Fresh (uncooked) food such as cow meat caries natural micro flora that may contain organism potentially harmful to humans. The microbial flora of cow meat is largely confined to the skin surface. Isolates from cow meat could include members of the following genera Proteus, Enterobacter, Alcaligenes, Escherichia, Bacillus, Flavobacterium, Micrococcus, Pseudomonas, Staphylococcus and  Salmonella (Frazier and Westhoff, 1988). 

Contamination of the skin and lining of the body cavity occurs during washing, plucking and evisceration. Bacterial numbers vary considerably on the surface of the cow meat. This variation is greater between cows found in different location. The type of organism isolated depends upon where the samples are taken and upon the stage of processing (Frazier et al., 1985). Fresh cattle products like cow meat are known to undergo detoriation due to microbial action, chemical and physical changes. In normal handling and storage of cow meat, this detoriation changes are attributed to microbiological contamination and activity.
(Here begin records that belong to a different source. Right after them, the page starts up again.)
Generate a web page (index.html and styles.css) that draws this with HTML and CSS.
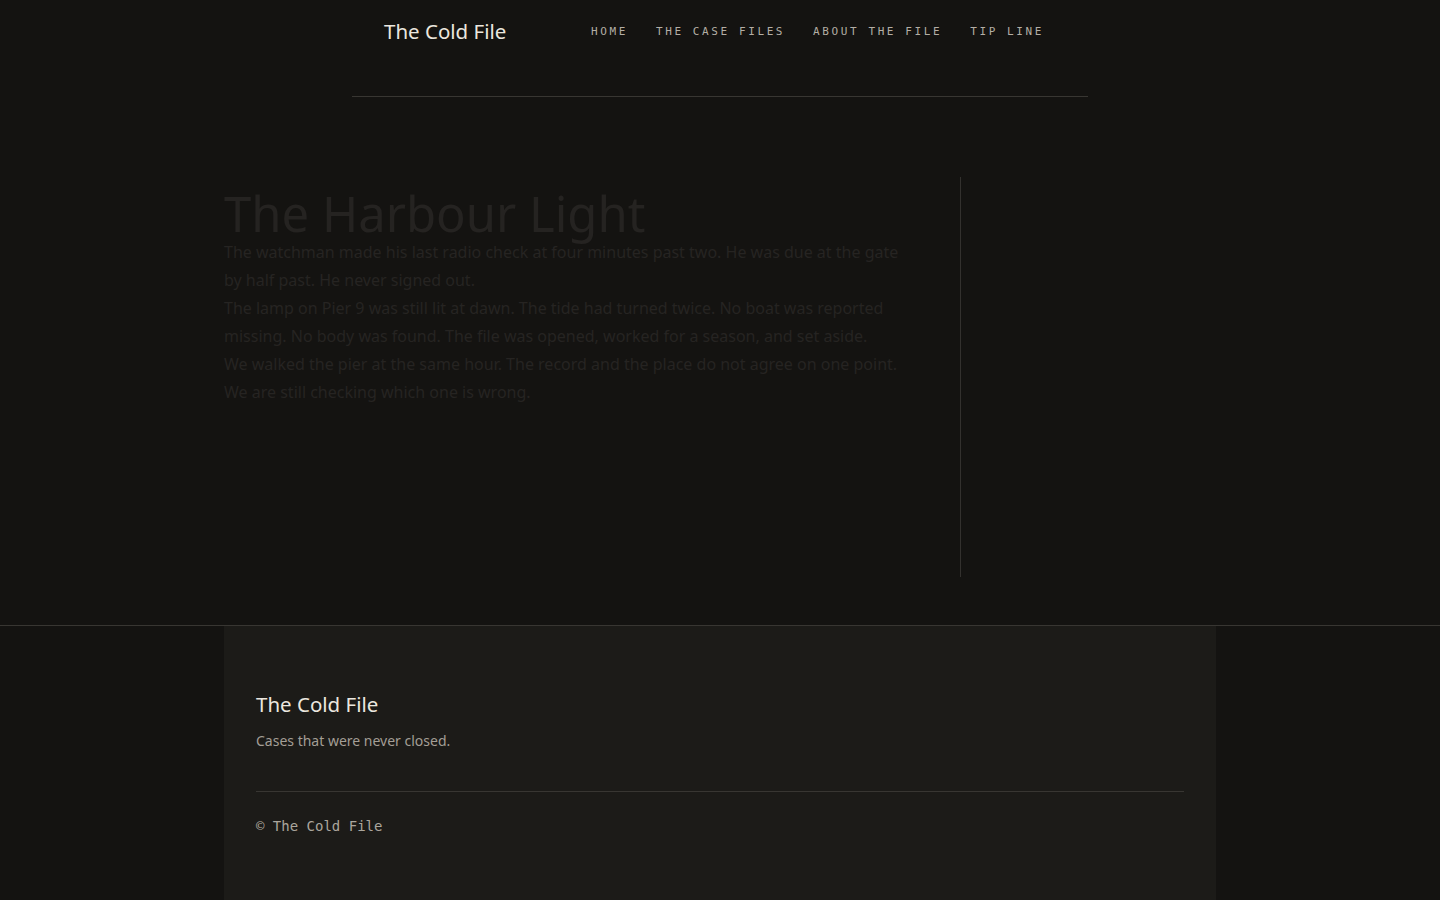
FILE: index.html
```html
<!DOCTYPE html>
<html lang="en">
<head>
    <meta charset="UTF-8">
    <meta name="viewport" content="width=device-width, initial-scale=1.0">
    <title>The Harbour Light — The Cold File</title>
    <link rel="stylesheet" href="styles.css">
</head>
<body>
    <header class="site-header">
        <div class="header-inner">
            <a class="logo" href="#">The Cold File</a>
            <nav class="nav">
                <a href="#">Home</a>
                <a href="#">The Case Files</a>
                <a href="#">About the File</a>
                <a href="#">Tip Line</a>
            </nav>
        </div>
    </header>

    <main class="page">
        <article class="story">
            <h1>The Harbour Light</h1>
            <p>The watchman made his last radio check at four minutes past two. He was due at the gate by half past. He never signed out.</p>
            <p>The lamp on Pier 9 was still lit at dawn. The tide had turned twice. No boat was reported missing. No body was found. The file was opened, worked for a season, and set aside.</p>
            <p>We walked the pier at the same hour. The record and the place do not agree on one point. We are still checking which one is wrong.</p>
        </article>
        <aside class="sidebar"></aside>
    </main>

    <footer class="site-footer">
        <div class="footer-inner">
            <h2 class="footer-title">The Cold File</h2>
            <p class="tagline">Cases that were never closed.</p>
            <div class="footer-rule"></div>
            <p class="copyright">© The Cold File</p>
        </div>
    </footer>
</body>
</html>
```

FILE: styles.css
```css
body {
    margin: 0;
    background: #141311;
    color: #e8e4dc;
    font-family: "Noto Sans", "Open Sans", sans-serif;
}

a {
    color: inherit;
    text-decoration: none;
}

/* top bar */
.header-inner {
    width: 736px;
    height: 97px;
    margin: 0 auto;
    box-sizing: border-box;
    padding: 16px 44px 0 32px;
    border-bottom: 1px solid #383632;
    display: flex;
    align-items: flex-start;
    justify-content: space-between;
}

.logo {
    font-size: 20.5px;
    line-height: 31px;
    color: #ebe7df;
}

.nav {
    display: flex;
    gap: 28px;
    height: 30px;
    align-items: center;
}

.nav a {
    font-family: "DejaVu Sans Mono", monospace;
    font-size: 11px;
    letter-spacing: 2.6px;
    text-transform: uppercase;
    color: #b3aea5;
}

/* article + empty side column */
.page {
    width: 992px;
    margin: 0 auto;
    padding: 80px 0 48px;
    display: grid;
    grid-template-columns: 680px 1fr;
    column-gap: 56px;
}

.story {
    padding-top: 12px;
    color: #262422;
}

.story h1 {
    margin: 0;
    font-size: 49px;
    font-weight: 400;
    line-height: 1;
    color: #252321;
}

.story p {
    margin: 0;
    font-size: 16px;
    line-height: 28px;
}

.sidebar {
    min-height: 400px;
    border-left: 1px solid #33312e;
}

/* footer */
.site-footer {
    border-top: 1px solid #383632;
    background: #141311;
}

.footer-inner {
    width: 992px;
    margin: 0 auto;
    box-sizing: border-box;
    padding: 64px 32px 68px;
    background: #1c1b18;
}

.footer-title {
    margin: 0;
    font-size: 20.5px;
    font-weight: 400;
    line-height: 28px;
    color: #ebe7df;
}

.tagline {
    margin: 12px 0 0;
    font-size: 14px;
    line-height: 21px;
    color: #a39e95;
}

.footer-rule {
    height: 1px;
    margin-top: 40px;
    background: #383632;
}

.copyright {
    margin: 24px 0 0;
    font-family: "DejaVu Sans Mono", monospace;
    font-size: 14px;
    line-height: 21px;
    color: #aba69d;
}
```
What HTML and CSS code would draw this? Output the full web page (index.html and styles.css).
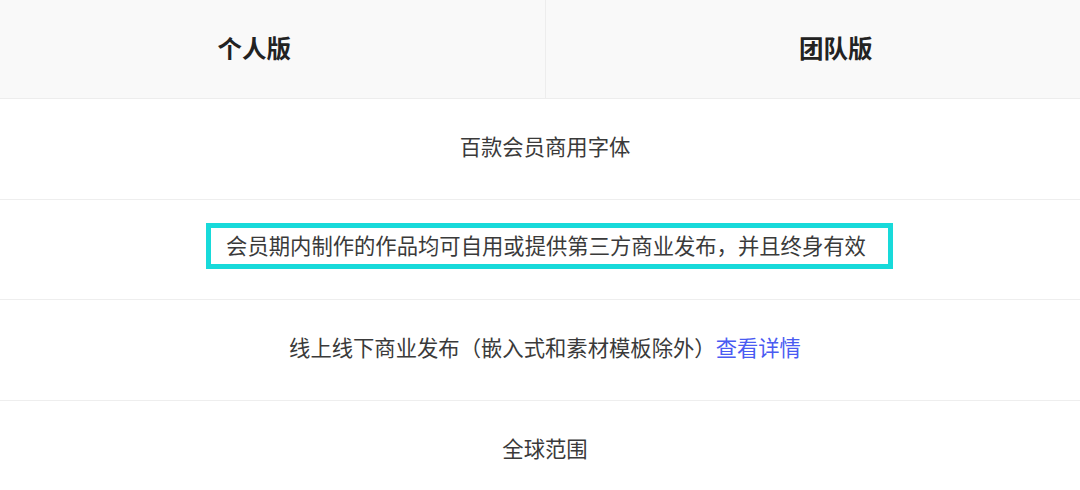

1.1 Contamination & Preservation of Cow Meat

Cow and cow products are frequently contaminated with several types of micro-organism. This problem is even more severe under temperature-abused conditions as well as improper or inefficient refrigeration commonly observed in retail cow meat sold in open markets. Cow meat can be kept in good condition for month if properly freeze and the storage temperature is low enough. Cow meat should freeze fast enough to retain most of the natural bloom of a freshly killed cow. The storage temperature should be below 17.8ºC and relative humidity above 95% to reduce surface drying. Most cow meat is sharp-frozen at about 29ºC or less in circulating air or on a moving belt in a freezing tunnel. Other spoilage micro-organism are introduced into the cow meat by the workmen during cutting and evisceration, through water, and air in the dressing, cutting and cooling room environment (Bhagirathi et al., 1982). However, various methods are used in the preservation of cow meat in order to reduce the incidence of these organisms. These include ascepsis, use of heat, use of low temperature, chilling, freezing, preservative such as asceptic, adipic, succinic etc at pH 2.5 and use of irradiation (Frazier and Westoff, 1988). Despite these methods of preservation, contamination of dairy products remains the order of the day before it gets to the final consumer.

1.2 Significance of the Study

Many micro-organisms have been found to be pathogenic to human consumption. Staphylococcus aureus being one of the most ubiquitous on food material such as raw meat and raw bulk milk (Matthews et al., 1997) was chosen to be studied to know the antibiotics that are most effective against Staphylococcus aureus. The knowledge of the antibiotics that are most effective can be suggested for the treatment of the cows that their meat are being sold in the market to reduce the effect of Staphylococcal infestation on cow meat and the resultant detrimental effects it has on humans when consumed.

1.3 Aims and Objectives

Various bacteria are associated with cow meat; this research is aimed at achieving the isolation of Staphylococcus aureus from cow meat sold at different locations in Gwagwalada metropolis. The specific objectives of this study include:

i. To determine the amount of Staphylococcus aureus found in cow meat in Gwagwalada market.

ii. To carry out antibiogram analysis of Staphylococcus aureus.

iii. To speculate the significance of the antibiotics used.